Provide a Dataset

This section describs how to provide a dataset to the dAIEdgeVLab Python API.

Format the dataset

The dataset must be formated as follows in order to be accepted by the dAIEdgeVLab :

  • The data must be pre-processed - formated as they are supposed to be presented to the model.
  • The data must be converted in byte format and concatenated.
  • The final file contains model input size in bytes * the number of data. Here the number of data will determin the number of inference perfomed.
  • The resulting file is a .bin.

Simple example with MNIST

The following script convert a subset of the MNIST dataset in a pre-processed binary file :

import torchvision

# Dataset name
dataset_name = "dataset_MNIST.bin"
# Select the number of images we want in the final dataset
nb_images = 5000

# Load MNIST dataset
mnist_dataset = torchvision.datasets.MNIST(
    root="./data", 
    train=True, 
    download=True, 
    transform=None
)

# Get images and process the data as needed 
images = mnist_dataset.data[:nb_images].numpy().astype(np.float32)  # Shape: (nb_images, 28, 28)
images /= 255.0

# Save the pre-processed dataset
images.tofile(dataset_name)

print(f"Saved {images.shape[0]} images in {dataset_name}")

This dataset is therfore adapted for a model with input shape (28, 28):

import tensorflow as tf

model = tf.keras.Sequential([
        tf.keras.layers.Flatten(input_shape=(28, 28)),  
        ...
    ])

Use the dataset

There is two main way to use a dataset for a benchmark with the dAIEdgeVLab :

  1. Upload your dataset to the dAIEdgeVLab
  2. Refer to a previously uploaded dataset

Uploading your dataset to the dAIEdge-VLab and refer it allows faster benchmark response and reduce the amount of trafic. This is not meant to keep your dataset for long period of time.

⚠️
Warning: This not a safe place to store your dataset. The datasets are automatically removed after a given period of time.

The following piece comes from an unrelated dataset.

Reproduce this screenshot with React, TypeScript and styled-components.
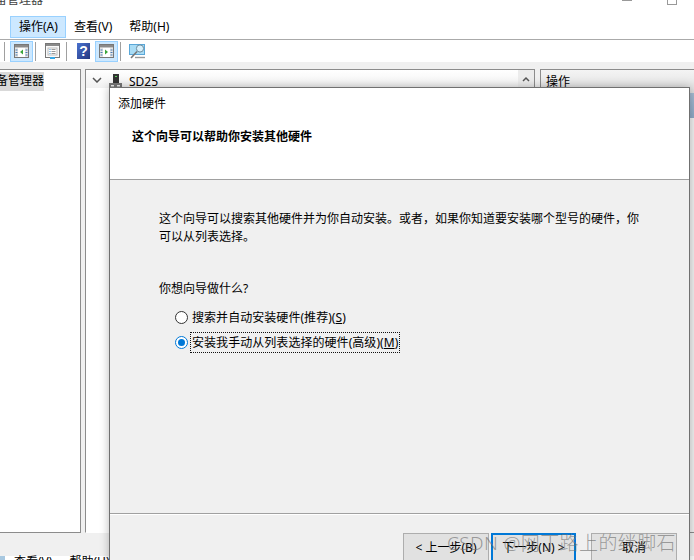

Upload & refer your dataset

You can upload a dataset to the dAIEdge-VLab with the method uploadDataset. The dataset_name is simple the file name you provided (here : dataset.bin). You can then use this dataset_name to refer to this dataset to be used for a benchmark. The following example illustre it :

import dAIEdgeVLabAPI

# Authentify to the dAIEdge-VLab
api = dAIEdgeVLabAPI("./path/to/setup.yaml")

dataset_name = api.uploadDataset("./path/to/dataset.bin")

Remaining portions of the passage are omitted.